Macquarie Group is Australia’s largest investment bank with operations spread throughout North America, Europe, Middle East, Asia and Australia. Unlike a traditional ‘retail’ bank, like most investment banks Macquarie makes a large chunk of its profit by operating in the investment markets and managing ‘assets’ for individuals and organisations. As of 2019, Macquarie had reported a profit for 50 years in a row.
5 things to look for when researching shares of Macquarie Group Ltd (ASX:MQG)
1. Assess management & the workplace
Culture and workplace satisfaction are more than just a ‘fluffy’ modern corporate gimmicks.
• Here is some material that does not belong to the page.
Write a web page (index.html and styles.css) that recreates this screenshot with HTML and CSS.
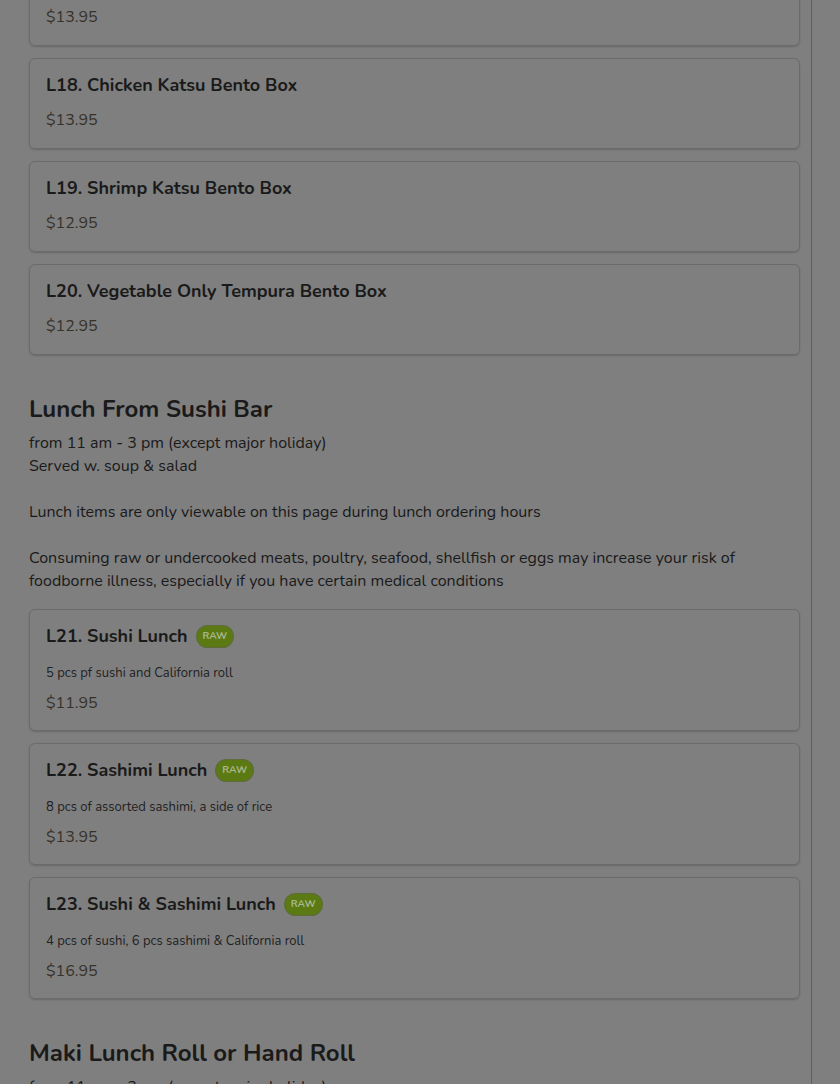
FILE: index.html
```html
<!DOCTYPE html>
<html lang="en">
<head>
<meta charset="utf-8">
<title>Lunch Menu</title>
<link rel="stylesheet" href="styles.css">
</head>
<body>
<div class="page">
  <div class="menu">
    <div class="card">
      <div class="title">L17. Teriyaki Bento Box</div>
      <div class="price">$13.95</div>
    </div>
    <div class="card">
      <div class="title">L18. Chicken Katsu Bento Box</div>
      <div class="price">$13.95</div>
    </div>
    <div class="card">
      <div class="title">L19. Shrimp Katsu Bento Box</div>
      <div class="price">$12.95</div>
    </div>
    <div class="card">
      <div class="title">L20. Vegetable Only Tempura Bento Box</div>
      <div class="price">$12.95</div>
    </div>

    <h2 class="section">Lunch From Sushi Bar</h2>
    <p class="note">from 11 am - 3 pm (except major holiday)<br>Served w. soup &amp; salad<br><br>Lunch items are only viewable on this page during lunch ordering hours<br><br>Consuming raw or undercooked meats, poultry, seafood, shellfish or eggs may increase your risk of foodborne illness, especially if you have certain medical conditions</p>

    <div class="card card-desc">
      <div class="title">L21. Sushi Lunch <span class="badge">RAW</span></div>
      <div class="desc">5 pcs pf sushi and California roll</div>
      <div class="price">$11.95</div>
    </div>
    <div class="card card-desc">
      <div class="title">L22. Sashimi Lunch <span class="badge">RAW</span></div>
      <div class="desc">8 pcs of assorted sashimi, a side of rice</div>
      <div class="price">$13.95</div>
    </div>
    <div class="card card-desc">
      <div class="title">L23. Sushi &amp; Sashimi Lunch <span class="badge">RAW</span></div>
      <div class="desc">4 pcs of sushi, 6 pcs sashimi &amp; California roll</div>
      <div class="price">$16.95</div>
    </div>

    <h2 class="section">Maki Lunch Roll or Hand Roll</h2>
    <p class="note">from 11 am - 3 pm (except major holiday)</p>
  </div>
</div>
</body>
</html>
```

FILE: styles.css
```css
html, body {
  margin: 0;
  padding: 0;
  background: #7f7f7f;
  height: 100%;
  overflow: hidden;
}
body {
  font-family: "Nunito", "Lato", "Open Sans", sans-serif;
  color: #1a1a1a;
}
.page {
  width: 812px;
  box-sizing: border-box;
  min-height: 100%;
  border-right: 1px solid #5e5e5e;
  padding: 0 11px 0 29px;
}
.menu {
  margin-top: -45px;
  display: flex;
  flex-direction: column;
}
.card {
  border: 1px solid #6b6b6b;
  border-radius: 6px;
  padding: 15px 16px 17px;
  margin-bottom: 12px;
  box-shadow: 0 1px 2px rgba(0,0,0,0.18);
  display: flex;
  flex-direction: column;
}
.card-desc {
  padding-bottom: 16px;
}
.title {
  font-size: 18px;
  font-weight: 700;
  line-height: 22px;
  display: flex;
  align-items: center;
}
.price {
  margin-top: 13px;
  font-size: 16px;
  line-height: 22px;
  color: #36322a;
}
.desc {
  margin-top: 17px;
  font-size: 13px;
  line-height: 18px;
  color: #222;
}
.desc + .price {
  margin-top: 10px;
}
.badge {
  display: inline-block;
  margin-left: 9px;
  background: #5b7a14;
  color: #a8b890;
  font-size: 10px;
  font-weight: 700;
  line-height: 21px;
  padding: 0 6px;
  border-radius: 11px;
  box-shadow: 0 0 0 1px rgba(70,95,10,0.6);
}
.section {
  margin: 26px 0 7px;
  font-size: 24px;
  line-height: 32px;
  font-weight: 700;
}
.note {
  margin: 0 0 16px;
  font-size: 16px;
  line-height: 23px;
}
```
Good workplace culture leads to improved retention of high-quality staff and that ultimately determines the long-term success of a company.
One way Australian investors can take a ‘look inside’ a company like Macquarie Group Ltd is to use Seek company reviews data. According to the most recent data we pulled on MQG the company’s overall workplace culture rating of 3.2/5 was below the sector average of 3.23.
2. Look at the banking margins
Banks like MQG need debt and good margins to make their model profitable. In basic terms, a bank will take money from term deposit holders and ‘wholesale debt investors’ to lend that money out to homeowners, businesses and investors. The difference between what a bank pays to savers and what it makes from mortgage holders (for example) is the net interest margin or NIM. When it comes to NIMs, the wider the margin, the better.
When you’re forecasting the profits of a bank like MQG or Bendigo and Adelaide Bank Ltd (ASX:BEN), knowing how much the bank lends and what it makes per dollar lent is essential. That’s why the NIM is arguably the most important measure of a bank’s profitability. Across all of the ASX’s major banks, we calculated the average NIM was 2.01% whereas the bank’s lending margin was 2.24%, which means the bank was able to produce a better-than-average return from lending money to customers versus its peers.
The reason for studying the NIM so closely is because Macquarie Group Ltd earned 14.% of its total income from lending last year.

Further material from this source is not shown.